BioE Post-Doc: Schwerdt Laboratory (Probing the Role of Dopamine in Mood and Movement Control)
The Schwerdt Laboratory at the University of Pittsburgh has an opening for a Postdoctoral Associate in Probing the Role of Dopamine in Mood and Movement Control in Nonhuman Primates including Models of Parkinson’s Disease. The research involves applying multi-modal brain implantable systems in non-human primates (NHPs, rhesus monkeys) to uncover the co-active molecular dopamine and electrical neural signaling underlying key decision making, mood regulation, motor control behaviors, and how these evolve over the course of learning in health and in disease (e.g. Parkinson’s disease). The Schwerdt lab previously established cutting-edge methods to look at brain activity in a new way, that is, by recording both chemical (i.e. dopamine) and electrical (spike and local field potential) neural activity using electrochemistry (FSCV) and electrophysiology, respectively, and to be able to do this over chronic year-long time scales. This position involves leading experimental design to collect and analyze large-scale neural signals (dopamine, spikes, and oscillations) made from striatum and interconnected basal ganglia regions of task performing rhesus monkeys.
This position offers opportunities for growth and expansion of skills in advanced primate neurophysiology and brain activity mapping (e.g. electrochemistry, electrophysiology, microstimulation, neurosurgery, task design), microfabrication, and systems neuroscience. The individual is expected to work as a team with the principal investigator and other undergraduate and graduate students, and laboratory technicians. The individual is expected to prepare and write high quality journal papers for peer-review and scientific dissemination, present significant research progress in scientific workshops and/or conferences, and participate in grant writing.

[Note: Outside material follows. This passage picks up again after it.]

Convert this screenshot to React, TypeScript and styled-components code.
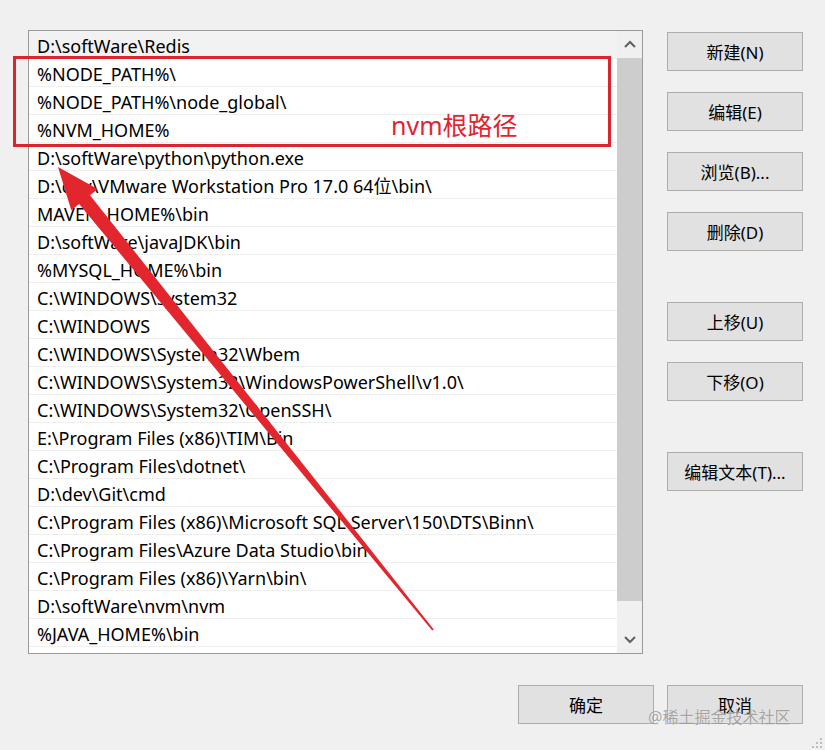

Candidates should hold a Ph.D. in neuroscience, engineering (electrical, bio-, biomedical, chemical, or mechanical), biology, psychology, computer science or another computational major, mathematics, physics, or other related fields (e.g. chemistry, neurobiology, etc.) and have excellent communication and interpersonal skills, organizational skills, strong work ethics and motivational drive, the ability to design and carry out research independently, and evidence of sufficient research experiences (e.g. publication record). Highly competitive applicants will have experience in one or more of the following: non-human primate electrophysiology; neuroscience; behavioral training and task design; computational analysis, modeling, and programming in Matlab; data science, statistics, machine learning or other advanced mathematical computational and analytic techniques to analyze neural data; animal handling and surgeries; and/or grant writing.